People who used the service, staff and visitors were protected against the risks of unsafe or unsuitable premises. A relative told us, “The building is lovely and has a big lounge. My family member uses a wheelchair and all parts of the building are accessible to them.”

We saw that records relevant to the management of the service were well maintained and reflected the needs of people who used the service.

Inspection carried out on 5 December 2012

During an inspection to make sure that the improvements required had been made

We carried out an inspection of Harrow Street to follow up on two areas of non-compliance identified in a previous inspection. We reviewed the evidence that demonstrated the provider's compliance in these two areas.

We reviewed all the information that the provider had sent us, visited the premises and talked with the registered manager and a member of staff.

We saw that the provider had taken the appropriate measures to meet the essential standards of care for people who used the service provided at Harrow Street.

You can see our judgements on the front page of this report.

Inspection carried out on 2 November 2012

During a routine inspection

We used a number of different ways to help us understand the experiences of people who used the service. This was because some people had complex needs which meant that they were not able to tell us about their experiences.

Prior to our visit we reviewed all the information we had received from the provider. During the visit we spoke with two people who used the service and with the parents of one person who used the service and asked them for their views. We also spoke with three care staff. We also looked at some of the records held in the service including the care files for three people.

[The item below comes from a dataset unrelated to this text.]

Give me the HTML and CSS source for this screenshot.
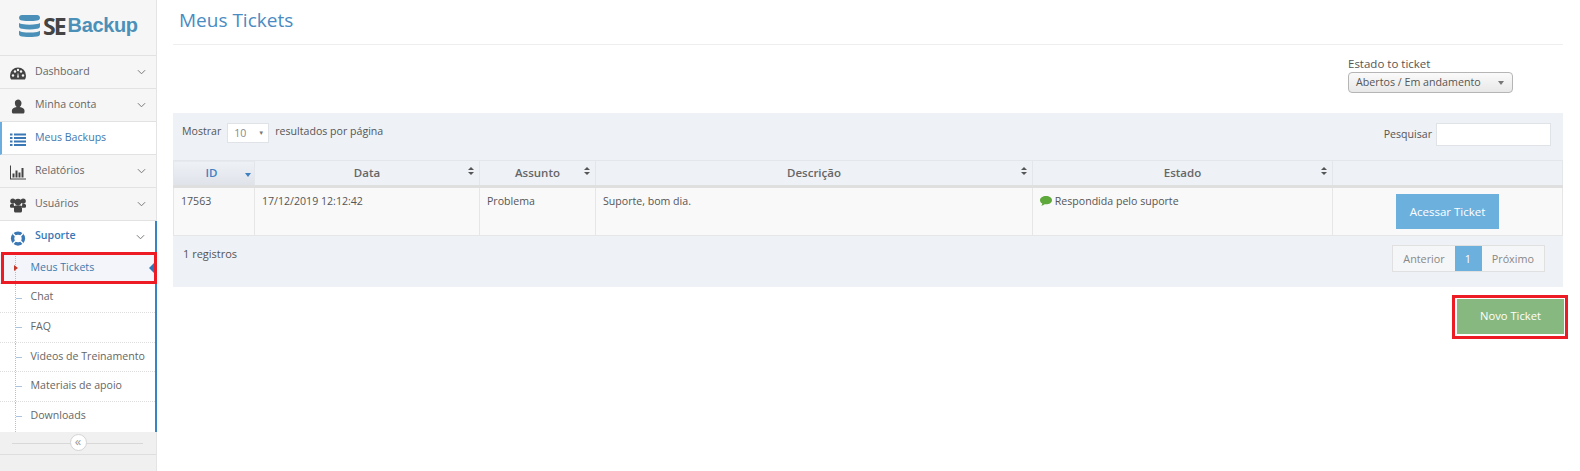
FILE: index.html
```html
<!DOCTYPE html>
<html lang="pt">
<head>
<meta charset="utf-8">
<title>Meus Tickets</title>
<link rel="stylesheet" href="styles.css">
</head>
<body>
<div class="app">
  <aside class="sidebar">
    <div class="logo">
      <svg class="logo-db" width="21" height="22" viewBox="0 0 21 22"><g fill="#4b90b8"><path d="M3 0h15c1.700 0 3 1.200 3 2.700S19.700 5.500 18 5.500c-5 .8-10 .8-15 0C1.300 5.500 0 4.200 0 2.700S1.300 0 3 0z"/><path d="M0 8c1 .6 2 1 3 1.100 5 .7 10 .7 15 0 1-.1 2-.5 3-1.100v3.200c0 1.400-1.300 2.500-3 2.600-5 .8-10 .8-15 0-1.700-.1-3-1.200-3-2.600z"/><path d="M0 15.800c1 .6 2 1 3 1.100 5 .7 10 .7 15 0 1-.1 2-.5 3-1.100V19c0 1.400-1.300 2.500-3 2.600-5 .6-10 .6-15 0-1.700-.1-3-1.200-3-2.600z"/></g></svg>
      <span class="logo-se">SE</span><span class="logo-backup">Backup</span>
    </div>
    <nav class="menu">
      <a class="item"><svg class="ico" viewBox="0 0 16 14"><path fill="#444" d="M8 1a8 8 0 0 0-8 8c0 1.500.4 3 1.100 4h13.800c.7-1 1.100-2.500 1.100-4a8 8 0 0 0-8-8z"/><g fill="#f6f6f6"><circle cx="3" cy="9" r="1.200"/><circle cx="5" cy="5" r="1.200"/><circle cx="8" cy="3.500" r="1.200"/><circle cx="11" cy="5" r="1.200"/><circle cx="13" cy="9" r="1.200"/><path d="M7 11l1-5 1 5z"/></g></svg><span class="label">Dashboard</span><svg class="chev" viewBox="0 0 10 6"><path d="M1 1l4 4 4-4"/></svg></a>
      <a class="item"><svg class="ico" viewBox="0 0 16 14"><path fill="#444" d="M8 0a3.500 3.500 0 0 1 3.500 3.800c0 1.500-.8 3-1.800 3.700 2.800.5 4.800 1.500 4.800 3.500v1.500c0 .8-.6 1.500-1.500 1.500h-9.600c-.9 0-1.500-.7-1.500-1.500V11c0-2 2-3 4.800-3.500-1-.7-1.800-2.200-1.800-3.700A3.500 3.500 0 0 1 8 0z"/></svg><span class="label">Minha conta</span><svg class="chev" viewBox="0 0 10 6"><path d="M1 1l4 4 4-4"/></svg></a>
      <a class="item active-link"><svg class="ico" viewBox="0 0 16 14"><path fill="#3a78b5" d="M0 1h2.500v2H0zM4 1h12v2H4zM0 4.500h2.500v2H0zM4 4.500h12v2H4zM0 8h2.500v2H0zM4 8h12v2H4zM0 11.500h2.500v2H0zM4 11.500h12v2H4z"/></svg><span class="label">Meus Backups</span></a>
      <a class="item"><svg class="ico" viewBox="0 0 16 14"><path fill="#444" d="M0 0h1v13h15v1H0zM2.500 8h2v4h-2zM5.500 5h2v7h-2zM8.500 7h2v5h-2zM11.500 2.500h2V12h-2z"/></svg><span class="label">Relatórios</span><svg class="chev" viewBox="0 0 10 6"><path d="M1 1l4 4 4-4"/></svg></a>
      <a class="item"><svg class="ico" viewBox="0 0 16 14"><g fill="#444"><circle cx="2.800" cy="2.600" r="2.600"/><circle cx="13.200" cy="2.600" r="2.600"/><circle cx="8" cy="3.600" r="3.300"/><path d="M0 6.200c1-.8 2-1 3.700-.8l.6 3.800H1.500C.6 9.200 0 8.700 0 7.900zM16 6.200c-1-.8-2-1-3.700-.8l-.6 3.800h2.800c.9 0 1.500-.5 1.500-1.300zM4 7.500c2.300-1 5.700-1 8 0v5c0 .8-.6 1.500-1.500 1.500h-5c-.9 0-1.500-.7-1.500-1.500z"/></g></svg><span class="label">Usuários</span><svg class="chev" viewBox="0 0 10 6"><path d="M1 1l4 4 4-4"/></svg></a>
      <div class="group">
        <a class="item open"><svg class="ico" viewBox="0 0 16 16"><circle cx="8" cy="8" r="7.600" fill="#3a78b5"/><circle cx="8" cy="8" r="3.900" fill="#fff"/><g stroke="#fff" stroke-width="1.500"><path d="M2.500 2.500l3 3M13.500 2.500l-3 3M2.500 13.500l3-3M13.500 13.500l-3-3"/></g></svg><span class="label">Suporte</span><svg class="chev" viewBox="0 0 10 6"><path d="M1 1l4 4 4-4"/></svg></a>
        <ul class="submenu">
          <li class="sub current"><span>Meus Tickets</span></li>
          <li class="sub"><span>Chat</span></li>
          <li class="sub"><span>FAQ</span></li>
          <li class="sub"><span>Videos de Treinamento</span></li>
          <li class="sub"><span>Materiais de apoio</span></li>
          <li class="sub"><span>Downloads</span></li>
        </ul>
      </div>
    </nav>
    <div class="collapse"><span class="collapse-btn">«</span></div>
  </aside>
  <main class="content">
    <h1 class="title">Meus Tickets</h1>
    <div class="status-filter">
      <label class="status-label">Estado to ticket</label>
      <div class="status-select">Abertos / Em andamento</div>
    </div>
    <section class="panel">
      <div class="panel-top">
        <div class="length">Mostrar <span class="length-select">10</span> resultados por página</div>
        <div class="search">Pesquisar <span class="search-input"></span></div>
      </div>
      <table class="tickets">
        <colgroup><col class="c1"><col class="c2"><col class="c3"><col class="c4"><col class="c5"><col></colgroup>
        <thead>
          <tr>
            <th class="sorted">ID</th>
            <th class="sortable">Data</th>
            <th class="sortable">Assunto</th>
            <th class="sortable">Descrição</th>
            <th class="sortable">Estado</th>
            <th></th>
          </tr>
        </thead>
        <tbody>
          <tr>
            <td>17563</td>
            <td>17/12/2019 12:12:42</td>
            <td>Problema</td>
            <td>Suporte, bom dia.</td>
            <td><svg class="bubble" viewBox="0 0 12 10"><path fill="#5fa83c" d="M6 0c3.300 0 6 1.800 6 4.200S9.300 8.300 6 8.300c-.5 0-1 0-1.400-.1C3.700 9 2.500 9.500 1.200 9.700c.6-.6 1-1.300 1.100-2.200C.9 6.800 0 5.600 0 4.200 0 1.800 2.700 0 6 0z"/></svg> Respondida pelo suporte</td>
            <td class="action"><span class="btn-access">Acessar Ticket</span></td>
          </tr>
        </tbody>
      </table>
      <div class="panel-bottom">
        <div class="count">1 registros</div>
        <div class="pager"><span class="page">Anterior</span><span class="page on">1</span><span class="page">Próximo</span></div>
      </div>
    </section>
    <div class="new-row"><span class="btn-new">Novo Ticket</span></div>
  </main>
</div>
<div class="mark mark-menu"></div>
</body>
</html>
```
FILE: styles.css
```css
* { box-sizing: border-box; }
html, body { margin: 0; padding: 0; height: 471px; overflow: hidden; background: #fff; }
body { font-family: "Open Sans", "Liberation Sans", sans-serif; font-size: 10.600px; color: #555; position: relative; }
.app { display: flex; height: 471px; }

.sidebar { width: 157px; flex: none; background: #f0f0f0; border-right: 1px solid #e4e4e4; display: flex; flex-direction: column; }
.logo { height: 56px; background: #f6f6f6; border-bottom: 1px solid #e2e2e2; display: flex; align-items: center; padding: 0 0 4px 19px; }
.logo-db { flex: none; margin-right: 3px; }
.logo-se { font-family: "Open Sans", sans-serif; font-weight: 700; font-size: 23px; letter-spacing: -2px; color: #444; margin-right: 3px; }
.logo-backup { font-family: "Liberation Sans", sans-serif; font-weight: 700; font-size: 20px; letter-spacing: -.35px; color: #4b90b8; }

.menu { display: flex; flex-direction: column; }
.item { height: 33px; display: flex; align-items: center; background: #f6f6f6; border-bottom: 1px solid #e2e2e2; padding: 0 10px 3px 10px; color: #666; flex: none; }
.ico { width: 16px; height: 15px; flex: none; margin-right: 9px; margin-top: 5px; }
.label { flex: 1; }
.chev { width: 9px; height: 6px; flex: none; fill: none; stroke: #777; stroke-width: 1.100; margin-top: 2px; }
.active-link { background: #fff; border-left: 2px solid #6cade0; padding-left: 8px; color: #3f78ad; }
.group { background: #fff; border-right: 2px solid #3a84c4; margin-right: -1px; }
.open { background: #fff; border-bottom: 0; color: #3a78b5; font-weight: 600; padding-bottom: 5px; }
.open .chev { margin-top: 4px; }
.open .ico { margin-top: 7px; }
.submenu { list-style: none; margin: 0; padding: 0; background: #fff; }
.sub { height: 29.600px; display: flex; align-items: center; padding-left: 30.500px; padding-bottom: 3px; border-bottom: 1px dotted #ddd; color: #666; position: relative; }
.sub::before { content: ""; position: absolute; left: 15px; top: 0; bottom: 0; border-left: 1px dotted #a9c4dc; }
.sub::after { content: ""; position: absolute; left: 16px; top: 14px; width: 6px; border-top: 1px dashed #a9c4dc; }
.sub:last-child { border-bottom: 0; }
.current { background: #f3f5fa; color: #3f78ad; }
.current::after { left: 14px; top: 11px; width: 0; height: 0; border: 3px solid transparent; border-left: 4px solid #c0392b; border-right: 0; }
.current span::after { content: ""; position: absolute; right: 0; top: 8px; border: 6.500px solid transparent; border-right: 6px solid #2f78b8; border-left: 0; }
.collapse { height: 23px; border-bottom: 1px solid #dedede; background: #f0f0f0; display: flex; align-items: center; justify-content: center; position: relative; }
.collapse::before { content: ""; position: absolute; left: 12px; right: 13px; top: 11px; border-top: 1px solid #d8d8d8; }
.collapse-btn { width: 17px; height: 17px; border-radius: 50%; border: 1px solid #d4d4d4; background: #fff; color: #9a9a9a; font-size: 13px; line-height: 13px; text-align: center; position: relative; }

.content { flex: 1; padding: 0 17px 0 16px; min-width: 0; }
.title { margin: 0; height: 45px; padding: 7px 0 0 6px; border-bottom: 1px solid #eee; font-size: 19px; font-weight: 400; line-height: 26px; color: #4a8bc2; }
.status-filter { height: 68px; padding: 11px 0 0 1175px; }
.status-label { display: block; font-size: 11.500px; line-height: 15px; color: #555; }
.status-select { width: 165px; height: 21px; margin-top: 1px; border: 1px solid #b5b5b5; border-radius: 4px; background: linear-gradient(#fafafa, #e8e8e8); padding-left: 7px; line-height: 19px; font-size: 10.700px; color: #555; position: relative; }
.status-select::after { content: ""; position: absolute; right: 8px; top: 8px; border: 3.500px solid transparent; border-top: 4px solid #777; border-bottom: 0; }

.panel { background: #eef1f6; height: 174px; display: flex; flex-direction: column; }
.panel-top { height: 47px; display: flex; justify-content: space-between; padding: 10px 12px 0 9px; }
.length { display: flex; align-items: flex-start; line-height: 16px; color: #555; }
.length-select { width: 42px; height: 20px; margin: 0 6px 0 6px; background: #fff; border: 1px solid #dfe3e8; padding-left: 6px; color: #888; line-height: 18px; position: relative; }
.length-select::after { content: "▼"; position: absolute; right: 4px; top: 0; font-size: 6px; color: #777; }
.search { display: flex; align-items: flex-start; line-height: 22px; color: #555; gap: 4px; }
.search-input { width: 115px; height: 23px; background: #fff; border: 1px solid #dfe3e8; }

.tickets { width: 1390px; table-layout: fixed; border-collapse: collapse; font-size: 10.600px; }
.c1 { width: 81px; } .c2 { width: 225px; } .c3 { width: 116px; } .c4 { width: 437px; } .c5 { width: 300px; }
.tickets th { height: 26px; border: 1px solid #e3e6ea; border-bottom: 3px solid #dfdfdf; font-size: 11.500px; font-weight: 600; color: #666; text-align: center; padding: 0 0 2px; position: relative; }
.sortable::before, .sortable::after { content: ""; position: absolute; right: 5px; border: 3px solid transparent; }
.sortable::before { top: 6px; border-bottom: 3.500px solid #555; border-top: 0; }
.sortable::after { top: 11px; border-top: 3.500px solid #555; border-bottom: 0; }
.tickets th.sorted { color: #3f80c0; background: linear-gradient(#eef1f6, #dfe3e9); padding-right: 5px; }
.sorted::after { content: ""; position: absolute; right: 3px; top: 12px; border: 3.500px solid transparent; border-top: 4px solid #3f80c0; border-bottom: 0; }
.tickets td { height: 49px; background: #f9f9f9; border: 1px solid #e6e6e6; vertical-align: top; padding: 6px 7px 0; line-height: 15px; color: #555; white-space: nowrap; }
.tickets td.action { text-align: center; padding: 6px 0 0; }
.bubble { width: 12px; height: 10px; vertical-align: -1px; }
.btn-access { display: inline-block; width: 103px; height: 35px; background: #6cb0de; color: #fff; line-height: 35px; font-size: 11.500px; text-align: center; }
.panel-bottom { flex: 1; display: flex; justify-content: space-between; padding: 9px 18px 0 10px; }
.count { font-size: 11px; line-height: 18px; color: #555; }
.pager { display: flex; height: 27px; border: 1px solid #e0e0e0; background: #f5f6f8; color: #888; font-size: 10.800px; }
.page { padding: 0 10px; line-height: 25px; }
.page.on { background: #6cb0de; color: #fff; padding: 0 10px; width: 27px; height: 25px; }

.new-row { display: flex; justify-content: flex-end; margin: 12px -1px 0 0; }
.btn-new { width: 108px; height: 36px; background: #87b87f; background-clip: padding-box; border-left: 1px solid #fff; border-bottom: 1px solid #fff; color: #fff; font-size: 11.200px; line-height: 34px; text-align: center; box-shadow: 0 0 0 1px #fff, 0 0 0 4px #ed1c24; }

.mark-menu { position: absolute; left: 1px; top: 252px; width: 156px; height: 32px; border: 3px solid #ed1c24; pointer-events: none; }
```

People who used the service were supported to make their own decisions where they were able to do so. We saw staff asking people for their views and preferences. One person told us about various community resources they visited on a regular basis, including swimming and grocery shopping.

A relative of a person who used the service said, "(my relative) re-acts to stimuli and we can tell when she is happy, which she is here." They added, "When she's here we have peace of mind."

We observed people contributing towards everyday tasks including being supported in preparing a cooked lunch.

We saw that the building was very clean, well decorated and in good repair.

We identified concerns regarding the arrangements that the provider had in place in the event of a fire or other emergency.

Inspection carried out on 7 February 2012

During a routine inspection

On the day of the visit to the home their was one person staying for respite and two people visiting for day care. One person could not tell us about their experiences due to their inability to verbally communicate.

We spoke with two people who had used the service and asked them if they enjoyed visiting the home. Both agreed that they did. One person said “I like coming here. I went out for a walk and took my camera and took some photos of the snow. I’m going swimming today.”

We spoke with two relatives of people who use the service. They said “We are very glad that we found this service, the staff are lovely.”

Another relative said, “My daughters are really happy when they are there. We chose this service because it was a model of their care at home. If I had to choose I would put it in the top list of services. I can’t fault the place.”